Edit: After 2 minutes of play at home, I saw the “Edit” button in Google Docs – Safari. Sweet! And, the learning curve is transparent, thanks to the blog. Modeling learning through minor embarrassments daily!

The iPad 2 for Learning: Initial Questions

As we move forward in the thick stew that is the beginning of any international school year, as faculty shake off the jet lag and slowly lose their suntans, a few questions have arisen in our iPad 2 pilot project that need to be (and soon will be) ironed out once the higher priority tasks are ticked off the list. They are:

  • Syncing – If students have individual iPads to use daily and take home at night, should they be synced to an individual laptop in a 1 to 1 school like ours or to a central Mac for managing purchased apps, etc? It’s a pilot and we are well-resourced, but we don’t have a blank check for sweet games at 10 bucks a pop. We are heading toward syncing to a central computer, but that brings up…
  • When do iPads get synced to a central computer? How much ownership will kids lose or perceive themselves as losing when they give up the iPad for syncing? Does this matter at all?
  • What about the accessories? Clearly, the iPad needs a protective case, needs paid apps, needs charging which, if centralized, becomes pretty expensive quickly.
  • In a 1 to 1 environment with laptops and iPads, how will students manage care of their electronics? Are their hands full already in a purely concrete respect?
  • Will the iPad create an efficient workflow for kids, or will it be a Personal Distraction Device?
  • The million (and millions of) dollar question: How on Earth can the iPad be anything other than an engaging, useful sidecar to a solid computer?

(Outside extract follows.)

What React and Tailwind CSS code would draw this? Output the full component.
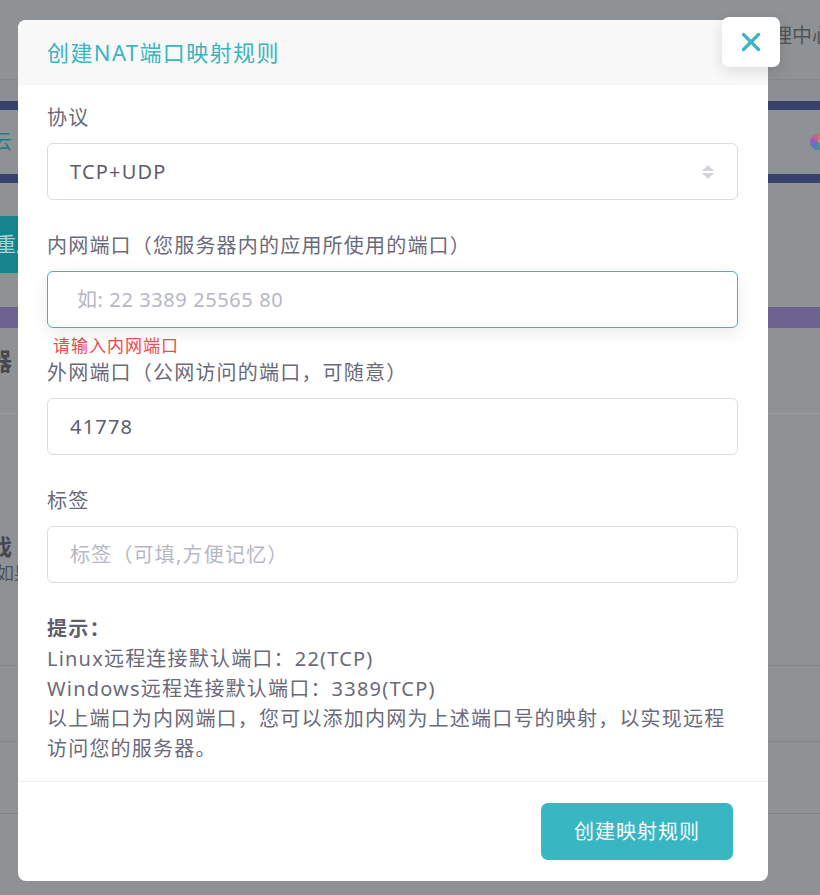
import { X } from "lucide-react";

const font = { fontFamily: '"Noto Sans", "Noto Sans CJK SC", sans-serif' };

// background page, already dimmed by the overlay colour
const BackgroundPage = () => {
  return (
    <div className="flex flex-col w-full h-full bg-[#8f9295]">
      <div className="h-[80px] flex justify-end items-center pr-0 border-b border-[#85888c]">
        <span className="text-[20px] text-[#4f5257] mr-[-12px] mt-[-8px] whitespace-nowrap">管理中心</span>
      </div>
      <div className="h-[21px] bg-[#8b8e92]"></div>
      <div className="h-[9px] bg-[#36426c]"></div>
      <div className="h-[64px] bg-[#8e9196] flex items-center justify-between">
        <span className="text-[20px] text-[#1f7d88] ml-[-8px]">云</span>
        <span className="w-[16px] h-[16px] rounded-full bg-[conic-gradient(#d06a6a,#c9a74a,#5aa15a,#4a7ac9,#9a5ac9,#d06a6a)] mr-[-6px]"></span>
      </div>
      <div className="h-[9px] bg-[#36426c]"></div>
      <div className="h-[33px]"></div>
      <div className="h-[57px] w-[120px] bg-[#17838d] flex items-center">
        <span className="text-[20px] text-[#a9d6da] ml-[-4px]">重启</span>
      </div>
      <div className="h-[34px]"></div>
      <div className="h-[21px] bg-[#6d6290]"></div>
      <div className="h-[86px] border-b border-[#999ca0] flex items-center">
        <span className="text-[24px] font-bold text-[#45484e] ml-[-60px] mt-[-20px]">服务器</span>
      </div>
      <div className="h-[118px]"></div>
      <div className="flex flex-col">
        <span className="text-[22px] font-bold text-[#45484e] ml-[-32px] leading-[28px]">游戏</span>
        <span className="text-[18px] text-[#4f5257] ml-[-4px] leading-[26px]">如果</span>
      </div>
      <div className="h-[80px] border-b border-[#84878b]"></div>
      <div className="h-[76px] border-b border-[#84878b]"></div>
      <div className="h-[72px] border-b border-[#7f8286]"></div>
    </div>
  );
};

const Label = ({ children }) => (
  <div className="text-[20px] leading-[30px] text-[#6a6a7a] mb-[10px]">{children}</div>
);

const App = () => {
  return (
    <div className="relative w-[820px] h-[895px] overflow-hidden" style={font}>
      <BackgroundPage />

      {/* modal overlay */}
      <div className="absolute inset-0 pt-[20px] pl-[18px]">
        <div className="relative w-[750px] h-[861px] bg-white rounded-[8px] flex flex-col tracking-[1.2px]">
          <div className="h-[65px] bg-[#f8f8f8] rounded-t-[8px] flex items-center pl-[29px]">
            <h2 className="text-[22px] text-[#3ab5c1] tracking-[1.4px]">创建NAT端口映射规则</h2>
          </div>

          <button className="absolute right-[-12px] top-[-3px] w-[58px] h-[50px] bg-white rounded-[7px] flex items-center justify-center shadow-[0_4px_14px_rgba(0,0,0,0.12)]">
            <X size={30} strokeWidth={2.6} className="text-[#3ab5c1]" />
          </button>

          <div className="flex-1 px-[29px] pr-[30px] pt-[18px]">
            <Label>协议</Label>
            <div className="h-[57px] border border-[#dcdce6] rounded-[6px] flex items-center justify-between pl-[22px] pr-[22px]">
              <span className="text-[20px] text-[#5c5c6e]">TCP+UDP</span>
              <svg width="14" height="16" viewBox="0 0 14 16">
                <path d="M7 1 L13 7 L1 7 Z" fill="#d4d4de" />
                <path d="M1 9 L13 9 L7 15 Z" fill="#d4d4de" />
              </svg>
            </div>

            <div className="mt-[31px]">
              <Label>内网端口（您服务器内的应用所使用的端口）</Label>
              <div className="h-[57px] border border-[#3ab5c1] rounded-[6px] flex items-center pl-[29px] shadow-[0_6px_16px_rgba(0,0,0,0.08)]">
                <span className="text-[20px] text-[#b7b7c4] tracking-[0.6px]">如: 22 3389 25565 80</span>
              </div>
              <div className="h-[30px] flex items-center pt-[5px] pl-[6px] text-[17px] tracking-[1px] text-[#f04848]">
                请输入内网端口
              </div>
            </div>

            <div>
              <Label>外网端口（公网访问的端口，可随意）</Label>
              <div className="h-[57px] border border-[#dcdce6] rounded-[6px] flex items-center pl-[22px]">
                <span className="text-[20px] text-[#5c5c6e]">41778</span>
              </div>
            </div>

            <div className="mt-[31px]">
              <Label>标签</Label>
              <div className="h-[57px] border border-[#dcdce6] rounded-[6px] flex items-center pl-[22px]">
                <span className="text-[20px] text-[#b7b7c4]">标签（可填,方便记忆）</span>
              </div>
            </div>

            <div className="mt-[31px] text-[20px] leading-[30px] text-[#6a6a7a]">
              <p className="font-bold text-[#5e5e6e]">提示：</p>
              <p>Linux远程连接默认端口：22(TCP)</p>
              <p>Windows远程连接默认端口：3389(TCP)</p>
              <p>以上端口为内网端口，您可以添加内网为上述端口号的映射，以实现远程访问您的服务器。</p>
            </div>
          </div>

          <div className="border-t border-[#efeff2] h-[100px] flex items-center justify-end pr-[35px]">
            <button className="w-[192px] h-[57px] bg-[#38b6c2] rounded-[7px] text-white text-[20px] tracking-[1px]">
              创建映射规则
            </button>
          </div>
        </div>
      </div>
    </div>
  );
};

export default App;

I spent an hour today making a Google Doc flow chart in Adobe InDesign complete with flow charts and I couldn’t even come close to duplicating this on an iPad based on what I have been able to find so far. It’s simply not tooled up for that level of creativity. Which brings me to
  • What do we want kids to do in school? If the iPad doesn’t unleash the full potential of current computing technology for kids to do things with, to explore, tinker, discover, and make, and we consider it as a laptop replacement, what are we doing wrong?

These are my big questions so far and the students aren’t even back yet. But, within two weeks kids will have their hands on the iPads, so I want to be collecting answers and revising questions immediately. I really wonder what issues and questions other teachers working with iPads have at this point and need to do a little digging in the next few weeks.

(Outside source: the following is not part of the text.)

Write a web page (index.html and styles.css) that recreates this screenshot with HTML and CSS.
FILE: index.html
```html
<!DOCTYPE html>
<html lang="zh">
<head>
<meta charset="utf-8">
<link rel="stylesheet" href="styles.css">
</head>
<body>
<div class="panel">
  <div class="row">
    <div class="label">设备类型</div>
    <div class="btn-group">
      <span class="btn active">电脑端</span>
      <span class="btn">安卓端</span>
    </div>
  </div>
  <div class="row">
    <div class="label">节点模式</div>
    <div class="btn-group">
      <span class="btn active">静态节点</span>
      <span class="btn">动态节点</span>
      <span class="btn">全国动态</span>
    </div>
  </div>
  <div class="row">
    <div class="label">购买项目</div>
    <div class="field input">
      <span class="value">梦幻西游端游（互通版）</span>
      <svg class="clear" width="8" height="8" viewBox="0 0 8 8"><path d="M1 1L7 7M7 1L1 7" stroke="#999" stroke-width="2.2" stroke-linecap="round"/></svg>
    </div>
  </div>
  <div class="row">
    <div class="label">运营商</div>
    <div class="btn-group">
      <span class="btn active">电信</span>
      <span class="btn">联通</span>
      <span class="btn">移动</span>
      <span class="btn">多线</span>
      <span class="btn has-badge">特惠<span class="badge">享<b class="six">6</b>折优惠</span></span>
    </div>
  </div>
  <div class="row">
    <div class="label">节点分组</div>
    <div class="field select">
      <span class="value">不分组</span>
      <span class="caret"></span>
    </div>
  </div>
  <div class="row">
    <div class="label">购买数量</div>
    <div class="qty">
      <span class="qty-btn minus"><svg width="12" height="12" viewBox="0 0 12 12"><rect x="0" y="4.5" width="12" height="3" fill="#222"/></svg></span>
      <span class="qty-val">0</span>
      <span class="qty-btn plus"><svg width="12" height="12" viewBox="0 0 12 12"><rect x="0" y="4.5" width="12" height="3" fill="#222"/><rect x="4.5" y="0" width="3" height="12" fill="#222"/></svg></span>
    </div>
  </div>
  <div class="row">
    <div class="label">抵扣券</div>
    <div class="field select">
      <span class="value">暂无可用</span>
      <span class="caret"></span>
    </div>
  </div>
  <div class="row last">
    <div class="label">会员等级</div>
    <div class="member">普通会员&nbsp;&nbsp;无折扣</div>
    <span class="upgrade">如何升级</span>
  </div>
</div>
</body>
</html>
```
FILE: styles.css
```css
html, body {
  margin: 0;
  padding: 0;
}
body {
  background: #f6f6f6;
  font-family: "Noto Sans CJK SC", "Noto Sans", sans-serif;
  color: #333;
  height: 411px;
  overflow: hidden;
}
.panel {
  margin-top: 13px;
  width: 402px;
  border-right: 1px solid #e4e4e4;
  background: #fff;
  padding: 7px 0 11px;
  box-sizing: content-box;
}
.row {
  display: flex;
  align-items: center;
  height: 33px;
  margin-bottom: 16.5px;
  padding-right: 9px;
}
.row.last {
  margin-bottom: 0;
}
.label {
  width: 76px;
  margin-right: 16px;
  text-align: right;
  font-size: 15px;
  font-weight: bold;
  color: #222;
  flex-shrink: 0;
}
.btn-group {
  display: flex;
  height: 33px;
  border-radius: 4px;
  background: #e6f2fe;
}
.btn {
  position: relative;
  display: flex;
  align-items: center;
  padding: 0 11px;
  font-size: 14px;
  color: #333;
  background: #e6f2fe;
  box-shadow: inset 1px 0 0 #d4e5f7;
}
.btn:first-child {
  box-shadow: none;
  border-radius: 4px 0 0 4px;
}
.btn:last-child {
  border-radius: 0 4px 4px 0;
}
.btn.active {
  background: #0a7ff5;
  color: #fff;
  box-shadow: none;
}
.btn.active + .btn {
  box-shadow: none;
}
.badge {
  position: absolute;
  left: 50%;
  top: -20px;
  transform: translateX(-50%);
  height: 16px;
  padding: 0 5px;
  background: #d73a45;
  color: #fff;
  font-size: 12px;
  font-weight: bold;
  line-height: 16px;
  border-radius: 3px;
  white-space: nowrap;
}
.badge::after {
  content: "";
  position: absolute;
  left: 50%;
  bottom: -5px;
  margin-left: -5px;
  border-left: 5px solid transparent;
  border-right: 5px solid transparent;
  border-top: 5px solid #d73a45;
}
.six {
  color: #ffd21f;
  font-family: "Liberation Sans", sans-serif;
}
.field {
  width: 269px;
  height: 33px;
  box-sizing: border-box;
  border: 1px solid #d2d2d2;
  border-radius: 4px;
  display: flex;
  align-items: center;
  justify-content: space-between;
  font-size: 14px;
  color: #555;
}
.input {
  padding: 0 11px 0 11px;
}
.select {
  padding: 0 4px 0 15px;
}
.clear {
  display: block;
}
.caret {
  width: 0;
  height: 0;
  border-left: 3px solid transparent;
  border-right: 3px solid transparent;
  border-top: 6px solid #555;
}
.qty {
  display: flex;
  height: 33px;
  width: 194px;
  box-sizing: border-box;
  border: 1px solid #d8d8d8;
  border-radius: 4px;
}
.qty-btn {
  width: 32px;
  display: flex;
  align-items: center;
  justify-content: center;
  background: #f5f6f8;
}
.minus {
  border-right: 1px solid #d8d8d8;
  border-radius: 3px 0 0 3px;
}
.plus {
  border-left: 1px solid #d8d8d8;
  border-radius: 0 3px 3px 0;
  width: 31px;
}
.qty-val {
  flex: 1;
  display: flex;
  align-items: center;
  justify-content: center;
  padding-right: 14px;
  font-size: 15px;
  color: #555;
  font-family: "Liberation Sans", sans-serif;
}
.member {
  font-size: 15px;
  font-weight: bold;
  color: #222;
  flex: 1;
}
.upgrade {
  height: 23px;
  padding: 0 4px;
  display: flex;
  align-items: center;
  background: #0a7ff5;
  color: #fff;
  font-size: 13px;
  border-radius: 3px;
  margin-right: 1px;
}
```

The iPad 2 for Learning: First Impressions

I have received an iPad 2 prior to a pilot program that my Digital Journalism class will be a part of this year and after a few days of playing, I see possibilities, but wonder if the iPad 2 can rise above its functional design concept.

In short, the iPad is clearly a window for consumption, consumption of media, consumption of goods, and primarily for consumption of iTunes downloads. Compared to my Android phone, the iPad suffers from a dearth of high-quality free apps. Some exist, clearly, but the initial flow of all information is via iTunes and the structure of the iPad’s OS relies heavily on their proprietary software. That’s kind of a drag after experiencing Android for the past six months. I may find killer free, open source apps for the iPad yet; it’s still new to me. However, that’s not the design concept.

Additionally, the iPad is tough to be beautifully creative with. It’s possible, but it’s not as easy as a comparable laptop computer . Free online resources like Aviary become a number of costly proprietary programs like iMovie and Garage Band. My biggest shock so far (I obviously am not a golfer) is that the iPad doesn’t run Flash on Safari. Wow. Again, the design concept won’t allow it, or savvy people would never buy Garage Band. Apple’s desire to control the usage of it’s products has led me away from iPods and all things iTunes, but now it’s all back like Ferris Bueller’s sunglasses and fedoras thanks to the iPad. The iPad interface is locked down and all conduits to information are via Apple. It’s worth considering the medium and the message when we give these fun toys to kids.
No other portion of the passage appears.